[Pages as source code]
--------

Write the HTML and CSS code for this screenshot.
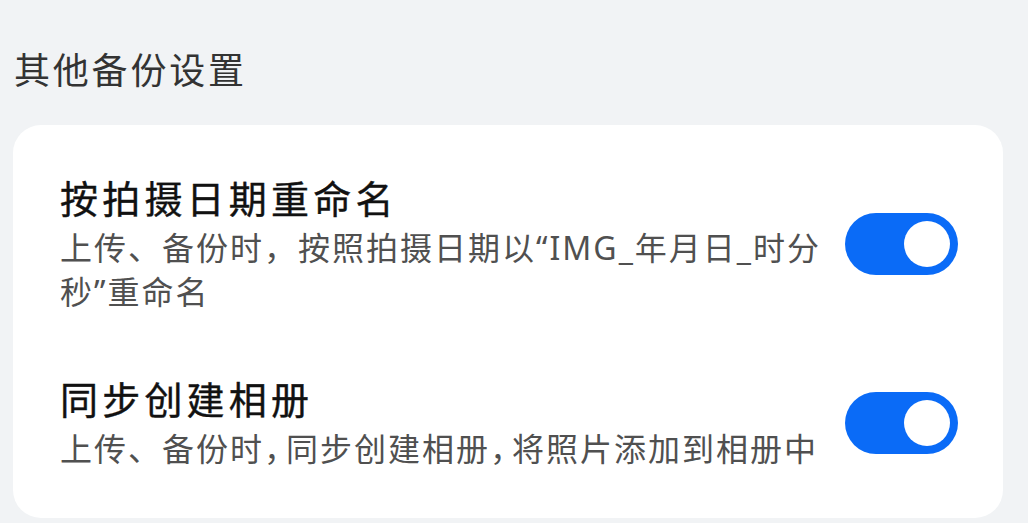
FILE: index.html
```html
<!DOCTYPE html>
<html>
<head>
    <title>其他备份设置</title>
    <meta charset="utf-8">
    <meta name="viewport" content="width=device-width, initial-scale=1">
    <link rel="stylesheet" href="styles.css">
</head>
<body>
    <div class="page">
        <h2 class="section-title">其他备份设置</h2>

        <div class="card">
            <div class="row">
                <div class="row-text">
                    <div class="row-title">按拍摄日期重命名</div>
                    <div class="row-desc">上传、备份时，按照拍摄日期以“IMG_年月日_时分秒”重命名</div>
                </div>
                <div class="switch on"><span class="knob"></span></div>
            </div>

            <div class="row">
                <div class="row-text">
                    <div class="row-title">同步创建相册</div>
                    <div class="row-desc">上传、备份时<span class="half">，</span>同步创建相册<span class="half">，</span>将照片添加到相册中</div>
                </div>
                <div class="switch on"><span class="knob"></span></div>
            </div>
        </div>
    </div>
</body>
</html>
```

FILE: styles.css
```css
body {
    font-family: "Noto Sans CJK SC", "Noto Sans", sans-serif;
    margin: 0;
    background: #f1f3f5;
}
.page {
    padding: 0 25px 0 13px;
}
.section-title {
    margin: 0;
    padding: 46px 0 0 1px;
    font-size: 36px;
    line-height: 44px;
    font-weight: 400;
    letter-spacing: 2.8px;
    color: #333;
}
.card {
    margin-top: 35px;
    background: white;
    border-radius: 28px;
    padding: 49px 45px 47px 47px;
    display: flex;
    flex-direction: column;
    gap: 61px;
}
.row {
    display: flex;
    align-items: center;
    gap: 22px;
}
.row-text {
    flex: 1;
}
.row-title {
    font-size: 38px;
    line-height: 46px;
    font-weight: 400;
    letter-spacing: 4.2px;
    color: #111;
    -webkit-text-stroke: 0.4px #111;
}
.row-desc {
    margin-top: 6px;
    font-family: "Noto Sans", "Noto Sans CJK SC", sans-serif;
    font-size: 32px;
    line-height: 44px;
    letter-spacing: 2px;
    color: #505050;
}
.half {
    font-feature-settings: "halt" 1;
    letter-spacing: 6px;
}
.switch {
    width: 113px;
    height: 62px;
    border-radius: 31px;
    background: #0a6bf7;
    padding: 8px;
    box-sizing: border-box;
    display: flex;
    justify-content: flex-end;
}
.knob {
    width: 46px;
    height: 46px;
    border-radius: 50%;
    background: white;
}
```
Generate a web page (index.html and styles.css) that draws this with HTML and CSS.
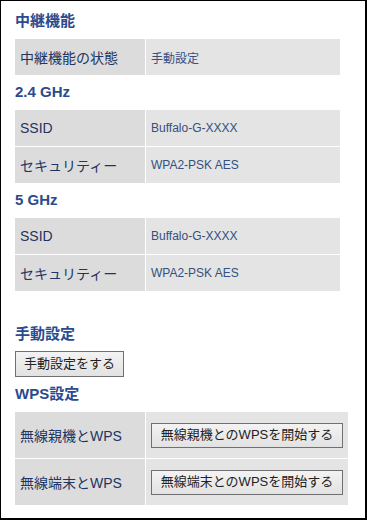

--------

▶ Work to complete
From the records above, copy every line that holds the word "styles".

▶ Expected answer
    <link rel="stylesheet" href="styles.css">
FILE: styles.css
Generate a web page (index.html and styles.css) that draws this with HTML and CSS.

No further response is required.